**Dataset extract**

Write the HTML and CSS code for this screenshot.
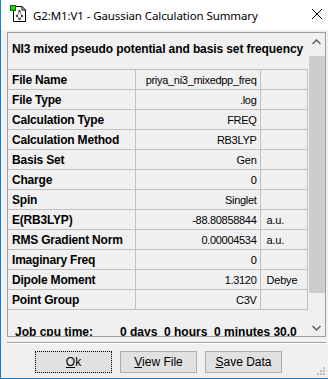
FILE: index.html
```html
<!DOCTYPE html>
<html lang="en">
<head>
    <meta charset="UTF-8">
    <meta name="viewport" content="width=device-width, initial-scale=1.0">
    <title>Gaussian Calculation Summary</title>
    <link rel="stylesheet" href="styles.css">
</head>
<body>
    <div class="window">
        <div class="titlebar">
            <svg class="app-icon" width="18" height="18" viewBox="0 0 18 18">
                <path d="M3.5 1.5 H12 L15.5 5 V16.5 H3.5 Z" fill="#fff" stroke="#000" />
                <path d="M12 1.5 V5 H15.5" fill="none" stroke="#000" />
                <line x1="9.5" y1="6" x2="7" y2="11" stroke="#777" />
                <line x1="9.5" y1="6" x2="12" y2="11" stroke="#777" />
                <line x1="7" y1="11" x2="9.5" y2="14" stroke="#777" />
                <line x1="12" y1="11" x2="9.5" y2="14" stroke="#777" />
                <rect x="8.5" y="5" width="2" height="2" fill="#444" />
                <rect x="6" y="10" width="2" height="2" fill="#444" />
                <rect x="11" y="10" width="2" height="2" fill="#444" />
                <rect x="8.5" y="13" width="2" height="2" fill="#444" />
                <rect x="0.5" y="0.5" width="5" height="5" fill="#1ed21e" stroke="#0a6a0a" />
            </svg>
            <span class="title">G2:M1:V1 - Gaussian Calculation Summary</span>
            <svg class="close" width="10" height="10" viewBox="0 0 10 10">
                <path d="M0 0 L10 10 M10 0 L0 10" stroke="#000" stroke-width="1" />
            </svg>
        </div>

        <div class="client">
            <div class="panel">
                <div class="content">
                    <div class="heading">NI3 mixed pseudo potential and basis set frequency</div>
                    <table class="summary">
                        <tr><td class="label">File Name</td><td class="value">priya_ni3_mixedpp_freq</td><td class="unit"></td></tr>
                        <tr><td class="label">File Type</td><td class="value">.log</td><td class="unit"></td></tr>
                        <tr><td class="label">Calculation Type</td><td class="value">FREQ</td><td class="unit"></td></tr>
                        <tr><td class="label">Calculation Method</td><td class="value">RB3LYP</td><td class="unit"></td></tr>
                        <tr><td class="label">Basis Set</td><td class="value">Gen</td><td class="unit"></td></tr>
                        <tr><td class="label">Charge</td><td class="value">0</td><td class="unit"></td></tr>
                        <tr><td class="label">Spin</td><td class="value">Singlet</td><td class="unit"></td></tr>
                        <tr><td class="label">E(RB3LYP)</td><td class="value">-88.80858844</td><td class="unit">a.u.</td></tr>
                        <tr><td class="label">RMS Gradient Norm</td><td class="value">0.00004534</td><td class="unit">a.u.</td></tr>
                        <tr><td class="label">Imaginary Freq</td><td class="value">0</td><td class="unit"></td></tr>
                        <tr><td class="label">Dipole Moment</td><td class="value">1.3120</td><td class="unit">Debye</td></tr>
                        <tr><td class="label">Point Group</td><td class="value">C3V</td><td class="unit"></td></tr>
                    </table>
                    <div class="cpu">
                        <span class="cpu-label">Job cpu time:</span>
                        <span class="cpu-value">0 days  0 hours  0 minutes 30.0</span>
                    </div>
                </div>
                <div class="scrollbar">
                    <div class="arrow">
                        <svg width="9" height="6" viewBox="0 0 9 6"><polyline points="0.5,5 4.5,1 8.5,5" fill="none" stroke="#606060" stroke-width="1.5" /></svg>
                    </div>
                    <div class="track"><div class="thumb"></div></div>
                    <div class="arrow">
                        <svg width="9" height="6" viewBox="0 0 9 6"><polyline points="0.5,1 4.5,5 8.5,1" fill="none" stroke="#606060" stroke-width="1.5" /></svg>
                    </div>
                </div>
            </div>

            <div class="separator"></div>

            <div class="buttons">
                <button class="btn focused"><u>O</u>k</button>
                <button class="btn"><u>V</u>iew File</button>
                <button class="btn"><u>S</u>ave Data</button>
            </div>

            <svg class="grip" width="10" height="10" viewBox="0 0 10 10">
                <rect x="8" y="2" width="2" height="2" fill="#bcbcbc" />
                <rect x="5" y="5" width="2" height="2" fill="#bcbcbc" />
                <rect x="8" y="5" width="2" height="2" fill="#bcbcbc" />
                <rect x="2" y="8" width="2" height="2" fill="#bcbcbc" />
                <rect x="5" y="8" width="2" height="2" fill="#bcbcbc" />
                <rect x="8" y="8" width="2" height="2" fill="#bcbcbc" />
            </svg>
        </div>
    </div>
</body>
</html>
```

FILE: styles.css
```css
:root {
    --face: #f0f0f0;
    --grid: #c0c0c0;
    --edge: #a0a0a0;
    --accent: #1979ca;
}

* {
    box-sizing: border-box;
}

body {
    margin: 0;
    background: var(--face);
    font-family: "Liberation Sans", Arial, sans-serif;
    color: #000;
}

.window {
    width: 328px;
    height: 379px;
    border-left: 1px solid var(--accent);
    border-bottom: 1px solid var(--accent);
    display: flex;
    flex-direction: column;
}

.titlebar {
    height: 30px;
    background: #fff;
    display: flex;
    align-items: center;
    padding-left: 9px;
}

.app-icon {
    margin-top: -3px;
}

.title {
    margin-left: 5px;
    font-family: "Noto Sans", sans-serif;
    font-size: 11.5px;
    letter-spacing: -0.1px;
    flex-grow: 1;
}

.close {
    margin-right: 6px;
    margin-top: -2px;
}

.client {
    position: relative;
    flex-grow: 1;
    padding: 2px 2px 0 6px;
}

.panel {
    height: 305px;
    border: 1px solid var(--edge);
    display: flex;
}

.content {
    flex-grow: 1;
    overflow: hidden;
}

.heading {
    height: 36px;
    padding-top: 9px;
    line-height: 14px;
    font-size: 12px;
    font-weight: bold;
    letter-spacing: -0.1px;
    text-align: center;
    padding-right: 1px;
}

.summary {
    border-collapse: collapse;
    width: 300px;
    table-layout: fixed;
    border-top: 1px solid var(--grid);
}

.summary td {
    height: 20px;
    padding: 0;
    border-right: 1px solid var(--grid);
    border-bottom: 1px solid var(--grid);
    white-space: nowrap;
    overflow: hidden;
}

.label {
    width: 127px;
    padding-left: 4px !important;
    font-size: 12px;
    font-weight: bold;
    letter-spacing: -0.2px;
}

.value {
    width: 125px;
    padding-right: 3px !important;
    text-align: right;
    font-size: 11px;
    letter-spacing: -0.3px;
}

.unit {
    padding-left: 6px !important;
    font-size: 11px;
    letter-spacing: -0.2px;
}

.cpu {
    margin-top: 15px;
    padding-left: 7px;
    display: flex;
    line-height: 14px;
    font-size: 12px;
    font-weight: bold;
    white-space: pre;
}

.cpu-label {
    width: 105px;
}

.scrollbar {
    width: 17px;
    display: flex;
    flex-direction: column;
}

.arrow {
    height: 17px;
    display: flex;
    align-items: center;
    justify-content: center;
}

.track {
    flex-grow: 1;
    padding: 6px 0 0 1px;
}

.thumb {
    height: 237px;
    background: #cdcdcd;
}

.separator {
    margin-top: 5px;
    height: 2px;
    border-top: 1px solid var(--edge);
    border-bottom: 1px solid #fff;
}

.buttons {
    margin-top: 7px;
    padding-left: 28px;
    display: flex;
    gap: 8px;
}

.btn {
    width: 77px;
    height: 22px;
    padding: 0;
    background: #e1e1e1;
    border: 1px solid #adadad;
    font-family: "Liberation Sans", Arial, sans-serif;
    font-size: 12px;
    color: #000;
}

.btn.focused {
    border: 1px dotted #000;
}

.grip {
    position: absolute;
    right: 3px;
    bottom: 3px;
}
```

**Aim of the exercise**
Reproduce the material in full, word for word, and omit the pictures.

**Answer to this task**
Write the HTML and CSS code for this screenshot.
FILE: index.html
```html
<!DOCTYPE html>
<html lang="en">
<head>
    <meta charset="UTF-8">
    <meta name="viewport" content="width=device-width, initial-scale=1.0">
    <title>Gaussian Calculation Summary</title>
    <link rel="stylesheet" href="styles.css">
</head>
<body>
    <div class="window">
        <div class="titlebar">
            <svg class="app-icon" width="18" height="18" viewBox="0 0 18 18">
                <path d="M3.5 1.5 H12 L15.5 5 V16.5 H3.5 Z" fill="#fff" stroke="#000" />
                <path d="M12 1.5 V5 H15.5" fill="none" stroke="#000" />
                <line x1="9.5" y1="6" x2="7" y2="11" stroke="#777" />
                <line x1="9.5" y1="6" x2="12" y2="11" stroke="#777" />
                <line x1="7" y1="11" x2="9.5" y2="14" stroke="#777" />
                <line x1="12" y1="11" x2="9.5" y2="14" stroke="#777" />
                <rect x="8.5" y="5" width="2" height="2" fill="#444" />
                <rect x="6" y="10" width="2" height="2" fill="#444" />
                <rect x="11" y="10" width="2" height="2" fill="#444" />
                <rect x="8.5" y="13" width="2" height="2" fill="#444" />
                <rect x="0.5" y="0.5" width="5" height="5" fill="#1ed21e" stroke="#0a6a0a" />
            </svg>
            <span class="title">G2:M1:V1 - Gaussian Calculation Summary</span>
            <svg class="close" width="10" height="10" viewBox="0 0 10 10">
                <path d="M0 0 L10 10 M10 0 L0 10" stroke="#000" stroke-width="1" />
            </svg>
        </div>

        <div class="client">
            <div class="panel">
                <div class="content">
                    <div class="heading">NI3 mixed pseudo potential and basis set frequency</div>
                    <table class="summary">
                        <tr><td class="label">File Name</td><td class="value">priya_ni3_mixedpp_freq</td><td class="unit"></td></tr>
                        <tr><td class="label">File Type</td><td class="value">.log</td><td class="unit"></td></tr>
                        <tr><td class="label">Calculation Type</td><td class="value">FREQ</td><td class="unit"></td></tr>
                        <tr><td class="label">Calculation Method</td><td class="value">RB3LYP</td><td class="unit"></td></tr>
                        <tr><td class="label">Basis Set</td><td class="value">Gen</td><td class="unit"></td></tr>
                        <tr><td class="label">Charge</td><td class="value">0</td><td class="unit"></td></tr>
                        <tr><td class="label">Spin</td><td class="value">Singlet</td><td class="unit"></td></tr>
                        <tr><td class="label">E(RB3LYP)</td><td class="value">-88.80858844</td><td class="unit">a.u.</td></tr>
                        <tr><td class="label">RMS Gradient Norm</td><td class="value">0.00004534</td><td class="unit">a.u.</td></tr>
                        <tr><td class="label">Imaginary Freq</td><td class="value">0</td><td class="unit"></td></tr>
                        <tr><td class="label">Dipole Moment</td><td class="value">1.3120</td><td class="unit">Debye</td></tr>
                        <tr><td class="label">Point Group</td><td class="value">C3V</td><td class="unit"></td></tr>
                    </table>
                    <div class="cpu">
                        <span class="cpu-label">Job cpu time:</span>
                        <span class="cpu-value">0 days  0 hours  0 minutes 30.0</span>
                    </div>
                </div>
                <div class="scrollbar">
                    <div class="arrow">
                        <svg width="9" height="6" viewBox="0 0 9 6"><polyline points="0.5,5 4.5,1 8.5,5" fill="none" stroke="#606060" stroke-width="1.5" /></svg>
                    </div>
                    <div class="track"><div class="thumb"></div></div>
                    <div class="arrow">
                        <svg width="9" height="6" viewBox="0 0 9 6"><polyline points="0.5,1 4.5,5 8.5,1" fill="none" stroke="#606060" stroke-width="1.5" /></svg>
                    </div>
                </div>
            </div>

            <div class="separator"></div>

            <div class="buttons">
                <button class="btn focused"><u>O</u>k</button>
                <button class="btn"><u>V</u>iew File</button>
                <button class="btn"><u>S</u>ave Data</button>
            </div>

            <svg class="grip" width="10" height="10" viewBox="0 0 10 10">
                <rect x="8" y="2" width="2" height="2" fill="#bcbcbc" />
                <rect x="5" y="5" width="2" height="2" fill="#bcbcbc" />
                <rect x="8" y="5" width="2" height="2" fill="#bcbcbc" />
                <rect x="2" y="8" width="2" height="2" fill="#bcbcbc" />
                <rect x="5" y="8" width="2" height="2" fill="#bcbcbc" />
                <rect x="8" y="8" width="2" height="2" fill="#bcbcbc" />
            </svg>
        </div>
    </div>
</body>
</html>
```

FILE: styles.css
```css
:root {
    --face: #f0f0f0;
    --grid: #c0c0c0;
    --edge: #a0a0a0;
    --accent: #1979ca;
}

* {
    box-sizing: border-box;
}

body {
    margin: 0;
    background: var(--face);
    font-family: "Liberation Sans", Arial, sans-serif;
    color: #000;
}

.window {
    width: 328px;
    height: 379px;
    border-left: 1px solid var(--accent);
    border-bottom: 1px solid var(--accent);
    display: flex;
    flex-direction: column;
}

.titlebar {
    height: 30px;
    background: #fff;
    display: flex;
    align-items: center;
    padding-left: 9px;
}

.app-icon {
    margin-top: -3px;
}

.title {
    margin-left: 5px;
    font-family: "Noto Sans", sans-serif;
    font-size: 11.5px;
    letter-spacing: -0.1px;
    flex-grow: 1;
}

.close {
    margin-right: 6px;
    margin-top: -2px;
}

.client {
    position: relative;
    flex-grow: 1;
    padding: 2px 2px 0 6px;
}

.panel {
    height: 305px;
    border: 1px solid var(--edge);
    display: flex;
}

.content {
    flex-grow: 1;
    overflow: hidden;
}

.heading {
    height: 36px;
    padding-top: 9px;
    line-height: 14px;
    font-size: 12px;
    font-weight: bold;
    letter-spacing: -0.1px;
    text-align: center;
    padding-right: 1px;
}

.summary {
    border-collapse: collapse;
    width: 300px;
    table-layout: fixed;
    border-top: 1px solid var(--grid);
}

.summary td {
    height: 20px;
    padding: 0;
    border-right: 1px solid var(--grid);
    border-bottom: 1px solid var(--grid);
    white-space: nowrap;
    overflow: hidden;
}

.label {
    width: 127px;
    padding-left: 4px !important;
    font-size: 12px;
    font-weight: bold;
    letter-spacing: -0.2px;
}

.value {
    width: 125px;
    padding-right: 3px !important;
    text-align: right;
    font-size: 11px;
    letter-spacing: -0.3px;
}

.unit {
    padding-left: 6px !important;
    font-size: 11px;
    letter-spacing: -0.2px;
}

.cpu {
    margin-top: 15px;
    padding-left: 7px;
    display: flex;
    line-height: 14px;
    font-size: 12px;
    font-weight: bold;
    white-space: pre;
}

.cpu-label {
    width: 105px;
}

.scrollbar {
    width: 17px;
    display: flex;
    flex-direction: column;
}

.arrow {
    height: 17px;
    display: flex;
    align-items: center;
    justify-content: center;
}

.track {
    flex-grow: 1;
    padding: 6px 0 0 1px;
}

.thumb {
    height: 237px;
    background: #cdcdcd;
}

.separator {
    margin-top: 5px;
    height: 2px;
    border-top: 1px solid var(--edge);
    border-bottom: 1px solid #fff;
}

.buttons {
    margin-top: 7px;
    padding-left: 28px;
    display: flex;
    gap: 8px;
}

.btn {
    width: 77px;
    height: 22px;
    padding: 0;
    background: #e1e1e1;
    border: 1px solid #adadad;
    font-family: "Liberation Sans", Arial, sans-serif;
    font-size: 12px;
    color: #000;
}

.btn.focused {
    border: 1px dotted #000;
}

.grip {
    position: absolute;
    right: 3px;
    bottom: 3px;
}
```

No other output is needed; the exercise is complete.